== Data lines ==
#####
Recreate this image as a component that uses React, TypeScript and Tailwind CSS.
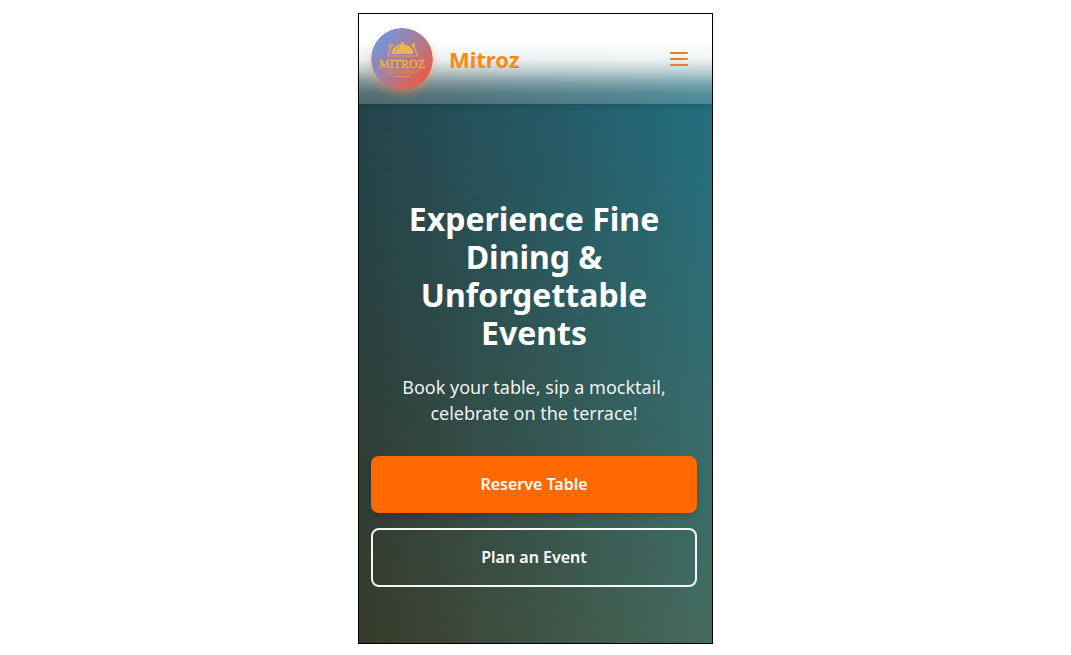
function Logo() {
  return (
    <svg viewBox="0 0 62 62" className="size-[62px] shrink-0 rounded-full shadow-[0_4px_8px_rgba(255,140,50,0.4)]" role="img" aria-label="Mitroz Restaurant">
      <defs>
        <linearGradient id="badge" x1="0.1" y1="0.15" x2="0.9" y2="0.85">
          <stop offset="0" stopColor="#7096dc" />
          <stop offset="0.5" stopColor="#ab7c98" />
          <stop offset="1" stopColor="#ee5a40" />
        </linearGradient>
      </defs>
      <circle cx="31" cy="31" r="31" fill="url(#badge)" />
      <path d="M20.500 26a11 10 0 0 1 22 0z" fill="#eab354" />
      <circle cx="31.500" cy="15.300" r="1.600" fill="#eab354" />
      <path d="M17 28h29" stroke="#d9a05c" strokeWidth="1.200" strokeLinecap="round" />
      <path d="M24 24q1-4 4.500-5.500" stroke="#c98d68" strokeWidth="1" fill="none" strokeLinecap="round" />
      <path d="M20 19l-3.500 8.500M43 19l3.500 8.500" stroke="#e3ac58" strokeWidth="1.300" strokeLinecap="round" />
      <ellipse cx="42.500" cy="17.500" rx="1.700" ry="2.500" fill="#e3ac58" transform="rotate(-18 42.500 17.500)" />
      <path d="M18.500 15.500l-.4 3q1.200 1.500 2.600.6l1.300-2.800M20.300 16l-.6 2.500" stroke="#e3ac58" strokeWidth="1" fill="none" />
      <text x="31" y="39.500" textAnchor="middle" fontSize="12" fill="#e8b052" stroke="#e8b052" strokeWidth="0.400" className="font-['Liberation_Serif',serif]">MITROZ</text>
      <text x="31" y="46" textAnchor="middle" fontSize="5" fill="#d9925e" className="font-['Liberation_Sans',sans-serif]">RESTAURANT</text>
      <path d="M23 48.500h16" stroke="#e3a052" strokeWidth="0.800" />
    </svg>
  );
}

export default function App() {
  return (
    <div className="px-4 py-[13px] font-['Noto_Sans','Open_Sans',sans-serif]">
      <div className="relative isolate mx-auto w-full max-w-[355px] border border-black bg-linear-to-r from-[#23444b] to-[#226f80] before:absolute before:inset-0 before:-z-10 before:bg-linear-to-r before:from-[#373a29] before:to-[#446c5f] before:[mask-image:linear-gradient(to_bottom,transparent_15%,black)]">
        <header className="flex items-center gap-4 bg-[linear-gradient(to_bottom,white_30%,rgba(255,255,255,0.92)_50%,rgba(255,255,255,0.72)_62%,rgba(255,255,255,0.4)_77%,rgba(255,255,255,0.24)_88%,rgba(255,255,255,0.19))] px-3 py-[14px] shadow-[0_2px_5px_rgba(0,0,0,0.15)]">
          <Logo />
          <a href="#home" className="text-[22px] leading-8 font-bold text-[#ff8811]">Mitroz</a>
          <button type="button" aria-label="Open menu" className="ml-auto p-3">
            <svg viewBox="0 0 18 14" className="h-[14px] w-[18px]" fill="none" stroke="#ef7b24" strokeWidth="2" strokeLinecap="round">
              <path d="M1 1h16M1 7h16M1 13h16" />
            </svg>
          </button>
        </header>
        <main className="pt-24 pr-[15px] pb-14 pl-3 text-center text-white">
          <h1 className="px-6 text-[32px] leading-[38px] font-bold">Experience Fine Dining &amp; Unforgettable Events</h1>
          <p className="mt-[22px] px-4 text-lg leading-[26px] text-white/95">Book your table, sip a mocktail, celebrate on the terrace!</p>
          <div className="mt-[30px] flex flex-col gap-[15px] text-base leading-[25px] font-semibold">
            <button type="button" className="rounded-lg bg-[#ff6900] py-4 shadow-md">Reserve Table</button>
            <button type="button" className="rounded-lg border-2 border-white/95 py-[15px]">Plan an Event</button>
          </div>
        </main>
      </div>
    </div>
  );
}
#####
== Task details ==
Set the listing down in full and exactly. Pictures within it should not appear in the copy.

== Answer to this problem ==
Recreate this image as a component that uses React, TypeScript and Tailwind CSS.
function Logo() {
  return (
    <svg viewBox="0 0 62 62" className="size-[62px] shrink-0 rounded-full shadow-[0_4px_8px_rgba(255,140,50,0.4)]" role="img" aria-label="Mitroz Restaurant">
      <defs>
        <linearGradient id="badge" x1="0.1" y1="0.15" x2="0.9" y2="0.85">
          <stop offset="0" stopColor="#7096dc" />
          <stop offset="0.5" stopColor="#ab7c98" />
          <stop offset="1" stopColor="#ee5a40" />
        </linearGradient>
      </defs>
      <circle cx="31" cy="31" r="31" fill="url(#badge)" />
      <path d="M20.500 26a11 10 0 0 1 22 0z" fill="#eab354" />
      <circle cx="31.500" cy="15.300" r="1.600" fill="#eab354" />
      <path d="M17 28h29" stroke="#d9a05c" strokeWidth="1.200" strokeLinecap="round" />
      <path d="M24 24q1-4 4.500-5.500" stroke="#c98d68" strokeWidth="1" fill="none" strokeLinecap="round" />
      <path d="M20 19l-3.500 8.500M43 19l3.500 8.500" stroke="#e3ac58" strokeWidth="1.300" strokeLinecap="round" />
      <ellipse cx="42.500" cy="17.500" rx="1.700" ry="2.500" fill="#e3ac58" transform="rotate(-18 42.500 17.500)" />
      <path d="M18.500 15.500l-.4 3q1.200 1.500 2.600.6l1.300-2.800M20.300 16l-.6 2.500" stroke="#e3ac58" strokeWidth="1" fill="none" />
      <text x="31" y="39.500" textAnchor="middle" fontSize="12" fill="#e8b052" stroke="#e8b052" strokeWidth="0.400" className="font-['Liberation_Serif',serif]">MITROZ</text>
      <text x="31" y="46" textAnchor="middle" fontSize="5" fill="#d9925e" className="font-['Liberation_Sans',sans-serif]">RESTAURANT</text>
      <path d="M23 48.500h16" stroke="#e3a052" strokeWidth="0.800" />
    </svg>
  );
}

export default function App() {
  return (
    <div className="px-4 py-[13px] font-['Noto_Sans','Open_Sans',sans-serif]">
      <div className="relative isolate mx-auto w-full max-w-[355px] border border-black bg-linear-to-r from-[#23444b] to-[#226f80] before:absolute before:inset-0 before:-z-10 before:bg-linear-to-r before:from-[#373a29] before:to-[#446c5f] before:[mask-image:linear-gradient(to_bottom,transparent_15%,black)]">
        <header className="flex items-center gap-4 bg-[linear-gradient(to_bottom,white_30%,rgba(255,255,255,0.92)_50%,rgba(255,255,255,0.72)_62%,rgba(255,255,255,0.4)_77%,rgba(255,255,255,0.24)_88%,rgba(255,255,255,0.19))] px-3 py-[14px] shadow-[0_2px_5px_rgba(0,0,0,0.15)]">
          <Logo />
          <a href="#home" className="text-[22px] leading-8 font-bold text-[#ff8811]">Mitroz</a>
          <button type="button" aria-label="Open menu" className="ml-auto p-3">
            <svg viewBox="0 0 18 14" className="h-[14px] w-[18px]" fill="none" stroke="#ef7b24" strokeWidth="2" strokeLinecap="round">
              <path d="M1 1h16M1 7h16M1 13h16" />
            </svg>
          </button>
        </header>
        <main className="pt-24 pr-[15px] pb-14 pl-3 text-center text-white">
          <h1 className="px-6 text-[32px] leading-[38px] font-bold">Experience Fine Dining &amp; Unforgettable Events</h1>
          <p className="mt-[22px] px-4 text-lg leading-[26px] text-white/95">Book your table, sip a mocktail, celebrate on the terrace!</p>
          <div className="mt-[30px] flex flex-col gap-[15px] text-base leading-[25px] font-semibold">
            <button type="button" className="rounded-lg bg-[#ff6900] py-4 shadow-md">Reserve Table</button>
            <button type="button" className="rounded-lg border-2 border-white/95 py-[15px]">Plan an Event</button>
          </div>
        </main>
      </div>
    </div>
  );
}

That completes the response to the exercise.